# Start of PROVIDED MATERIAL
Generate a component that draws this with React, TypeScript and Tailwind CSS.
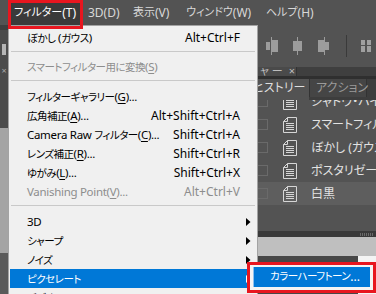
import type { ReactNode } from 'react';

type MenuItem =
  | { kind: 'sep'; line: string }
  | {
      kind: 'item';
      label: ReactNode;
      shortcut?: string;
      disabled?: boolean;
      sub?: boolean;
      active?: boolean;
    };

// Japanese runs are set a touch smaller so kana widths come near Meiryo UI
const J = ({ children }: { children: ReactNode }) => (
  <span className="text-[10.5px] tracking-[-0.5px]">{children}</span>
);
const B = ({ children }: { children: ReactNode }) => <span className="text-[11px]">{children}</span>;
const u = (c: string) => <span className="underline underline-offset-2">{c}</span>;

const menuItems: MenuItem[] = [
  { kind: 'item', label: <><J>ぼかし</J> (<J>ガウス</J>)</>, shortcut: 'Alt+Ctrl+F' },
  { kind: 'sep', line: 'h-[10px] pt-[4px]' },
  { kind: 'item', label: <><J>スマートフィルター用に変換</J>({u('S')})</>, disabled: true },
  { kind: 'sep', line: 'h-[11px] pt-[4px]' },
  { kind: 'item', label: <><J>フィルターギャラリー</J>({u('G')})...</> },
  { kind: 'item', label: <><J>広角補正</J>({u('A')})...</>, shortcut: 'Alt+Shift+Ctrl+A' },
  { kind: 'item', label: <>Camera Raw <J>フィルター</J>({u('C')})...</>, shortcut: 'Shift+Ctrl+A' },
  { kind: 'item', label: <><J>レンズ補正</J>({u('R')})...</>, shortcut: 'Shift+Ctrl+R' },
  { kind: 'item', label: <><J>ゆがみ</J>({u('L')})...</>, shortcut: 'Shift+Ctrl+X' },
  { kind: 'item', label: <>Vanishing Point({u('V')})...</>, shortcut: 'Alt+Ctrl+V', disabled: true },
  { kind: 'sep', line: 'h-[11px] pt-[4px]' },
  { kind: 'item', label: '3D', sub: true },
  { kind: 'item', label: <J>シャープ</J>, sub: true },
  { kind: 'item', label: <J>ノイズ</J>, sub: true },
  { kind: 'item', label: <J>ピクセレート</J>, sub: true, active: true },
  { kind: 'item', label: <J>ビデオ</J>, sub: true },
];

const historyRows = [
  { label: 'シャドウ・ハイライト', selected: false },
  { label: 'スマートフィルター', selected: false },
  { label: 'ぼかし (ガウス)', selected: false },
  { label: 'ポスタリゼーション', selected: false },
  { label: '白黒', selected: true },
];

function Arrow({ white }: { white?: boolean }) {
  return (
    <svg width="5" height="8" viewBox="0 0 5 8">
      <polygon points="0,0 4.5,4 0,8" fill={white ? '#ffffff' : '#000000'} />
    </svg>
  );
}

function DocIcon() {
  return (
    <svg width="14" height="16" viewBox="0 0 14 16" fill="none" stroke="#d6d6d6">
      <path d="M4.5 0.5 H13.5 V15.5 H0.5 V4.5 Z" />
      <path d="M0.5 4.5 H4.5 V0.5" />
      <path d="M3 6.5 H11 M3 8.5 H11 M3 10.5 H11 M3 12.5 H11" />
    </svg>
  );
}

function AlignIcon({ variant }: { variant: number }) {
  return (
    <svg width="13" height="18" viewBox="0 0 13 18" fill="#9c9c9c">
      {variant === 0 && (
        <>
          <rect x="0" y="5" width="4" height="8" />
          <rect x="5" y="0" width="1" height="18" />
          <rect x="6" y="3" width="6" height="12" />
        </>
      )}
      {variant === 1 && (
        <>
          <rect x="1" y="4" width="4" height="10" />
          <rect x="5" y="0" width="1" height="18" />
          <rect x="6" y="4" width="4" height="10" />
        </>
      )}
      {variant === 2 && (
        <>
          <rect x="1" y="3" width="6" height="12" />
          <rect x="7" y="0" width="1" height="18" />
          <rect x="8" y="5" width="4" height="8" />
        </>
      )}
    </svg>
  );
}

export default function App() {
  return (
    <div className="relative flex h-[294px] w-[376px] flex-col overflow-hidden bg-[#535353] font-['Noto_Sans','Noto_Sans_CJK_JP',sans-serif] [font-feature-settings:'palt']">
      {/* Menu bar */}
      <div className="flex h-[25px] shrink-0 items-stretch pl-[11px] text-[12px] text-[#d8d8d8]">
        <span className="flex w-[69px] shrink-0 items-center bg-[#3a3a3a] pl-[3px] whitespace-nowrap text-white">
          <B>フィルター</B>(T)
        </span>
        <span className="ml-[8px] flex w-[45px] shrink-0 items-center whitespace-nowrap">3D(D)</span>
        <span className="flex w-[53px] shrink-0 items-center whitespace-nowrap">
          <B>表示</B>(V)
        </span>
        <span className="flex w-[80px] shrink-0 items-center whitespace-nowrap">
          <B>ウィンドウ</B>(W)
        </span>
        <span className="flex shrink-0 items-center whitespace-nowrap">
          <B>ヘルプ</B>(H)
        </span>
      </div>

      {/* Workspace behind the menu */}
      <div className="flex flex-1">
        <div className="flex w-[8px] shrink-0 flex-col">
          <div className="h-[5px] bg-[#3e3e3e]" />
          <div className="flex h-[98px] flex-col items-center bg-[#4b4b4b] pt-[14px]">
            <div className="h-[11px] w-[4px] bg-[#b5b5b5]" />
            <span className="mt-[11px] text-[9px] leading-none text-[#a8a8a8]">×</span>
          </div>
          <div className="h-[125px] bg-[#a4a4a4]" />
          <div className="flex-1 bg-[#5a5a5a]" />
        </div>
        <div className="flex-1" />
        <div className="flex w-[126px] shrink-0 flex-col">
          {/* toolbar */}
          <div className="flex h-[42px] shrink-0 items-center pl-[16px]">
            <AlignIcon variant={0} />
            <div className="w-[13px]" />
            <AlignIcon variant={1} />
            <div className="w-[12px]" />
            <AlignIcon variant={2} />
            <div className="ml-[16px] h-[22px] w-px bg-[#3a3a3a]" />
            <svg className="ml-[14px]" width="10" height="12" viewBox="0 0 10 12" fill="#a0a0a0">
              <rect x="0" y="0" width="4" height="12" />
              <rect x="6" y="0" width="4" height="12" />
              <rect x="0" y="5" width="10" height="1" fill="#535353" />
            </svg>
          </div>
          {/* partially hidden tab strip */}
          <div className="flex h-[9px] shrink-0 overflow-hidden bg-[#3f3f3f]">
            <div className="flex w-[47px] items-end gap-[6px] overflow-hidden border-r border-[#333333] bg-[#4a4a4a] pl-[10px] text-[11px] leading-[10px] whitespace-nowrap text-[#bdbdbd]">
              <span>ャ ー</span>
              <span>×</span>
            </div>
          </div>
          <div className="h-[3px] shrink-0 bg-[#2f2f2f]" />
          {/* tabs */}
          <div className="flex h-[21px] shrink-0 bg-[#3d3d3d] text-[12px] whitespace-nowrap">
            <div className="flex w-[59px] shrink-0 items-center bg-[#535353] pb-[3px] pl-[3px] text-[#dedede]">ヒストリー</div>
            <div className="flex h-[18px] w-[58px] shrink-0 items-center border-x border-[#333333] bg-[#454545] pl-[6px] text-[#9a9a9a]">
              アクション
            </div>
          </div>
          {/* history list */}
          <div className="h-[131px] shrink-0 overflow-hidden">
            <div className="-mt-[10px]">
              {historyRows.map((row, i) => (
                <div
                  key={i}
                  className={`flex h-[23px] items-center ${row.selected ? 'bg-[#5e5e5e]' : ''}`}
                >
                  <div className="ml-[7px] h-[11px] w-[11px] shrink-0 border border-[#6a6a6a]" />
                  <div className="ml-[15px] shrink-0">
                    <DocIcon />
                  </div>
                  <span className="ml-[14px] shrink-0 whitespace-nowrap text-[12px] text-[#e2e2e2]">{row.label}</span>
                </div>
              ))}
            </div>
          </div>
          <div className="flex h-[6px] shrink-0 items-center justify-end bg-[#393939] pr-[2px]">
            <div className="h-[3px] w-[14px] bg-[repeating-linear-gradient(90deg,#6a6a6a_0_1px,transparent_1px_2px)]" />
          </div>
          <div className="h-[19px] shrink-0 bg-[#bfbfbf]" />
          <div className="flex flex-1">
            <div className="flex-1 bg-[#474747]" />
            <div className="w-[18px] bg-[#f4f4f4]" />
          </div>
        </div>
      </div>

      {/* Filter dropdown menu */}
      <div className="absolute left-[8px] top-[25px] w-[250px] border border-[#a3a3a3] bg-[#f0f0f0] p-[1px] pt-[2px] text-[11.5px] tracking-[-0.3px]">
        {menuItems.map((item, i) =>
          item.kind === 'sep' ? (
            <div key={i} className={`${item.line} px-[1px]`}>
              <div className="h-px bg-[#c9c9c9]" />
            </div>
          ) : (
            <div
              key={i}
              className={`flex h-[19px] items-center pl-[17px] ${
                item.active ? 'bg-[#0078d7] text-white' : item.disabled ? 'text-[#8d8d8d]' : 'text-black'
              }`}
            >
              <span className="whitespace-nowrap">{item.label}</span>
              <span className="flex-1" />
              {item.shortcut && (
                <span className="text-[12px] tracking-normal whitespace-nowrap">{item.shortcut}</span>
              )}
              <span className="flex w-[16px] shrink-0 items-center pl-[6px]">
                {item.sub && <Arrow white={item.active} />}
              </span>
            </div>
          ),
        )}
      </div>

      {/* Pixelate submenu, boxed in red */}
      <div className="absolute left-[247px] top-[262px] h-[31px] w-[129px] border-[3px] border-[#e8161f] bg-[#f4f4f4] p-[2px] pl-[3px]">
        <div className="flex h-[20px] w-[117px] items-center border-l border-[#8cc0ee] bg-[#0078d7] pl-[16px] text-[12px] whitespace-nowrap text-white">
          <J>カラーハーフトーン</J>...
        </div>
      </div>

      {/* Red highlight around the Filter menu title */}
      <div className="absolute left-[8px] top-0 h-[29px] w-[75px] border-[3px] border-[#e8161f]" />
    </div>
  );
}
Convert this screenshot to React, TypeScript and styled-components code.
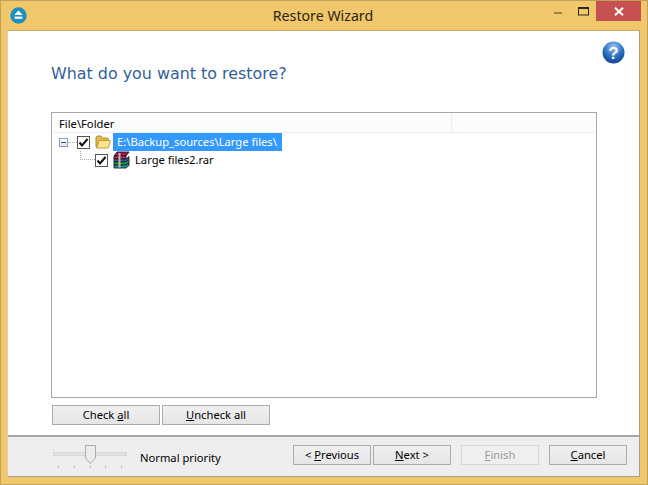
import React from 'react';
import styled, {createGlobalStyle} from 'styled-components';

const GlobalStyle = createGlobalStyle`
  html, body {
    margin: 0;
    padding: 0;
    background: #f0c76a;
  }
`;

const Window = styled.div`
  width: 648px;
  height: 485px;
  box-sizing: border-box;
  display: flex;
  flex-direction: column;
  background: #f0c76a;
  border: 1px solid #bfa35c;
  border-bottom-color: #c4a862;
  font-family: "Noto Sans", "Open Sans", sans-serif;
  font-size: 11.2px;
  color: #000;
  overflow: hidden;
`;

const TitleBar = styled.div`
  height: 29px;
  flex: none;
  display: grid;
  grid-template-columns: 1fr auto 1fr;
  align-items: start;
`;

const AppIcon = styled.svg`
  display: block;
  margin: 6px 0 0 9px;
`;

const Title = styled.div`
  font-size: 14.2px;
  line-height: 29px;
  color: #2b2413;
  padding-right: 2px;
`;

const WindowControls = styled.div`
  display: flex;
  justify-content: flex-end;
  align-items: flex-start;
  margin-right: 6px;
`;

const ControlButton = styled.div<{$width: number}>`
  width: ${p => p.$width}px;
  height: 20px;
  display: flex;
  align-items: center;
  justify-content: center;
`;

const CloseButton = styled(ControlButton)`
  background: #c75050;
`;

const Client = styled.div`
  flex: 1;
  margin: 0 7px 7px 6px;
  display: flex;
  flex-direction: column;
  background: #fff;
  border: 1px solid #a79f8c;
  border-top-color: #c8ab60;
  border-left-color: #d9cfa8;
  min-height: 0;
`;

const Content = styled.div`
  flex: 1;
  display: flex;
  flex-direction: column;
  padding: 0 42px 10px 43px;
  min-height: 0;
`;

const HelpRow = styled.div`
  display: flex;
  justify-content: flex-end;
  height: 33px;
  padding-top: 10px;
  margin-right: -28px;
  box-sizing: border-box;
  flex: none;
`;

const Heading = styled.h1`
  margin: 0 0 28px;
  font-family: "DejaVu Sans", sans-serif;
  font-size: 15.9px;
  line-height: 20px;
  height: 20px;
  font-weight: 400;
  color: #33609a;
`;

const TreeBox = styled.div`
  flex: 1;
  border: 1px solid #a8a8a8;
  min-height: 0;
  display: flex;
  flex-direction: column;
`;

const TreeHeader = styled.div`
  height: 19px;
  flex: none;
  display: flex;
  background: #fcfcfc;
  border-bottom: 1px solid #e6eefb;
`;

const HeaderCell = styled.div<{$grow?: boolean}>`
  ${p => p.$grow ? 'flex: 1;' : 'width: 392px; border-right: 1px solid #e6eefb;'}
  padding-left: 7px;
  line-height: 21px;
`;

const TreeRow = styled.div<{$indent: number}>`
  height: 18px;
  display: flex;
  align-items: center;
  padding-left: ${p => p.$indent}px;
`;

const Expander = styled.div`
  width: 9px;
  height: 9px;
  box-sizing: border-box;
  border: 1px solid #8e9fb8;
  background: linear-gradient(#fff, #dfe5ee);
  display: flex;
  align-items: center;
  justify-content: center;
  &::before {
    content: "";
    width: 5px;
    height: 1px;
    background: #2f4f80;
  }
`;

const DottedH = styled.div<{$width: number}>`
  width: ${p => p.$width}px;
  height: 0;
  border-top: 1px dotted #aaa;
`;

const Elbow = styled.div`
  width: 15px;
  height: 9px;
  box-sizing: border-box;
  margin: -9px 0 0 0;
  border-left: 1px dotted #aaa;
  border-bottom: 1px dotted #aaa;
`;

const CheckBox = styled.div<{$gap: number}>`
  width: 13px;
  height: 13px;
  box-sizing: border-box;
  border: 1px solid #555;
  background: #fff;
  margin-right: ${p => p.$gap}px;
  display: flex;
  align-items: center;
  justify-content: center;
  flex: none;
`;

const TreeLabel = styled.div<{$selected?: boolean}>`
  height: 18px;
  line-height: 18px;
  box-sizing: border-box;
  padding: 0 4px;
  margin-left: ${p => p.$selected ? 2 : 5}px;
  ${p => p.$selected && 'background: #3399ff; color: #fff; width: 169px; white-space: nowrap;'}
  ${p => !p.$selected && 'padding-left: 0;'}
`;

const ListButtons = styled.div`
  display: flex;
  gap: 2px;
  padding: 7px 0 0 1px;
  flex: none;
`;

const Button = styled.div<{$width: number; $disabled?: boolean}>`
  width: ${p => p.$width}px;
  height: 20px;
  box-sizing: border-box;
  border: 1px solid ${p => p.$disabled ? '#d5d5d5' : '#acacac'};
  background: ${p => p.$disabled ? '#efefef' : 'linear-gradient(#f0f0f0, #e5e5e5)'};
  color: ${p => p.$disabled ? '#9a9a9a' : '#000'};
  text-align: center;
  line-height: 18px;
  white-space: nowrap;
`;

const Footer = styled.div`
  height: 41px;
  flex: none;
  box-sizing: border-box;
  border-top: 2px solid #a8a8a8;
  background: #eeeeee;
  display: flex;
  align-items: flex-start;
  padding: 8px 12px 0 45px;
`;

const Slider = styled.div`
  width: 74px;
  height: 28px;
  position: relative;
  flex: none;
`;

const SliderTrack = styled.div`
  height: 4px;
  margin-top: 7px;
  background: #e3e5e3;
  border: 1px solid #d6d8d6;
  box-sizing: border-box;
`;

const SliderTicks = styled.div`
  display: flex;
  justify-content: space-between;
  padding: 0 5px;
  margin-top: 10px;
`;

const Tick = styled.div`
  width: 1px;
  height: 2px;
  background: #b5b5b5;
`;

const SliderThumb = styled.svg`
  position: absolute;
  left: 32px;
  top: 0;
`;

const PriorityLabel = styled.div`
  margin-left: 13px;
  line-height: 26px;
  width: 153px;
  flex: none;
`;

const WizardButtons = styled.div`
  display: flex;
`;

const Spaced = styled.div<{$left: number}>`
  margin-left: ${p => p.$left}px;
`;

const Check = () => (
  <svg width="11" height="11" viewBox="0 0 11 11">
    <path d="M1.5 5.5 L4 8.5 L9.5 2" fill="none" stroke="#111" strokeWidth="2" />
  </svg>
);

const FolderIcon = () => (
  <svg width="16" height="14" viewBox="0 0 16 14">
    <path d="M1 3 Q1 1 3 1 H6 L7.5 3 H12 Q13.5 3 13.5 4.5 V6 H4 L2 12.5 H2 Q1 12.5 1 11 Z" fill="#e2bb52" stroke="#b08a2c" />
    <path d="M4 5.5 H15 Q15.6 5.5 15.4 6.2 L13.4 12.4 Q13.2 13 12.6 13 H1.6 Z" fill="#fde58e" stroke="#c19a35" />
  </svg>
);

const RarIcon = () => (
  <svg width="17" height="18" viewBox="0 0 17 18">
    <path d="M1 5 L4 1 H16 L13 5 Z" fill="#a3195b" stroke="#1c1c1c" strokeWidth="0.9" />
    <path d="M1 5 H13 V8 H1 Z" fill="#c2286e" stroke="#1c1c1c" strokeWidth="0.9" />
    <path d="M1 8 H13 L16 5.5 V8.5 L13 11 H1 Z" fill="#2b55b5" stroke="#1c1c1c" strokeWidth="0.9" />
    <path d="M1 11 H13 L16 8.5 V11.5 L13 14 H1 Z" fill="#27a04a" stroke="#1c1c1c" strokeWidth="0.9" />
    <path d="M1 14 H13 L16 11.5 V14.5 L13 17 H1 Z" fill="#1f8f9a" stroke="#1c1c1c" strokeWidth="0.9" />
    <rect x="5.5" y="2" width="2" height="14.5" fill="#e8dfa0" opacity="0.8" />
  </svg>
);

const App = () => (
  <>
    <GlobalStyle />
    <Window>
      <TitleBar>
        <AppIcon width="17" height="17" viewBox="0 0 17 17">
          <circle cx="8.5" cy="8.5" r="8.2" fill="#1d8fbd" />
          <path d="M8.5 3.6 L12.6 8 H4.4 Z" fill="#fff" />
          <rect x="4.6" y="9.6" width="7.8" height="2.2" fill="#fff" />
        </AppIcon>
        <Title>Restore Wizard</Title>
        <WindowControls>
          <ControlButton $width={26}>
            <svg width="10" height="12" viewBox="0 0 10 12">
              <rect x="1" y="7" width="8" height="2" fill="#9c8650" />
            </svg>
          </ControlButton>
          <ControlButton $width={25}>
            <svg width="11" height="9" viewBox="0 0 11 9">
              <rect x="0.5" y="0.5" width="10" height="7.5" fill="none" stroke="#2a2a2a" />
              <rect x="0.5" y="0.5" width="10" height="1.5" fill="#2a2a2a" />
            </svg>
          </ControlButton>
          <CloseButton $width={45}>
            <svg width="10" height="9" viewBox="0 0 10 9">
              <path d="M1 0.8 L9 8.2 M9 0.8 L1 8.2" stroke="#fff" strokeWidth="2" />
            </svg>
          </CloseButton>
        </WindowControls>
      </TitleBar>
      <Client>
        <Content>
          <HelpRow>
            <svg width="23" height="23" viewBox="0 0 23 23">
              <defs>
                <radialGradient id="helpBall" cx="50%" cy="25%" r="80%">
                  <stop offset="0" stopColor="#9cc4ee" />
                  <stop offset="0.55" stopColor="#2a6fc0" />
                  <stop offset="1" stopColor="#123f8c" />
                </radialGradient>
              </defs>
              <circle cx="11.5" cy="11.5" r="11" fill="url(#helpBall)" />
              <text x="11.5" y="17.5" textAnchor="middle" fontFamily="'Liberation Sans', sans-serif" fontWeight="700" fontSize="17" fill="#fff">?</text>
            </svg>
          </HelpRow>
          <Heading>What do you want to restore?</Heading>
          <TreeBox>
            <TreeHeader>
              <HeaderCell>File\Folder</HeaderCell>
              <HeaderCell $grow />
            </TreeHeader>
            <TreeRow $indent={7}>
              <Expander />
              <DottedH $width={9} />
              <CheckBox $gap={5}><Check /></CheckBox>
              <FolderIcon />
              <TreeLabel $selected>E:\Backup_sources\Large files\</TreeLabel>
            </TreeRow>
            <TreeRow $indent={28}>
              <Elbow />
              <CheckBox $gap={5}><Check /></CheckBox>
              <RarIcon />
              <TreeLabel>Large files2.rar</TreeLabel>
            </TreeRow>
          </TreeBox>
          <ListButtons>
            <Button $width={108}>Check <u>a</u>ll</Button>
            <Button $width={108}><u>U</u>ncheck all</Button>
          </ListButtons>
        </Content>
        <Footer>
          <Slider>
            <SliderTrack />
            <SliderTicks>
              <Tick /><Tick /><Tick /><Tick /><Tick />
            </SliderTicks>
            <SliderThumb width="11" height="19" viewBox="0 0 11 19">
              <path d="M0.5 0.5 H10.5 V13 L5.5 18.5 L0.5 13 Z" fill="#ececec" stroke="#acacac" />
            </SliderThumb>
          </Slider>
          <PriorityLabel>Normal priority</PriorityLabel>
          <WizardButtons>
            <Button $width={78}>&lt; <u>P</u>revious</Button>
            <Spaced $left={2}><Button $width={78}><u>N</u>ext &gt;</Button></Spaced>
            <Spaced $left={10}><Button $width={78} $disabled><u>F</u>inish</Button></Spaced>
            <Spaced $left={10}><Button $width={78}><u>C</u>ancel</Button></Spaced>
          </WizardButtons>
        </Footer>
      </Client>
    </Window>
  </>
);

export default App;
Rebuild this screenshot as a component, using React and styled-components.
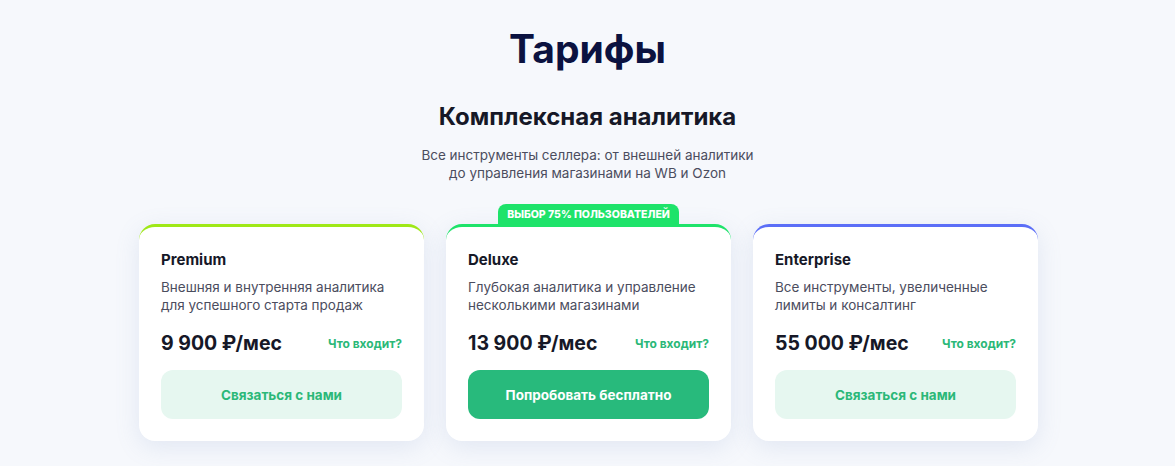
# End of PROVIDED MATERIAL
Write out exactly the opening lines of the data, stopping after the line that holds "const u = (c: string)". Exclude pictures.

Generate a component that draws this with React, TypeScript and Tailwind CSS.
import type { ReactNode } from 'react';

type MenuItem =
  | { kind: 'sep'; line: string }
  | {
      kind: 'item';
      label: ReactNode;
      shortcut?: string;
      disabled?: boolean;
      sub?: boolean;
      active?: boolean;
    };

// Japanese runs are set a touch smaller so kana widths come near Meiryo UI
const J = ({ children }: { children: ReactNode }) => (
  <span className="text-[10.5px] tracking-[-0.5px]">{children}</span>
);
const B = ({ children }: { children: ReactNode }) => <span className="text-[11px]">{children}</span>;
const u = (c: string) => <span className="underline underline-offset-2">{c}</span>;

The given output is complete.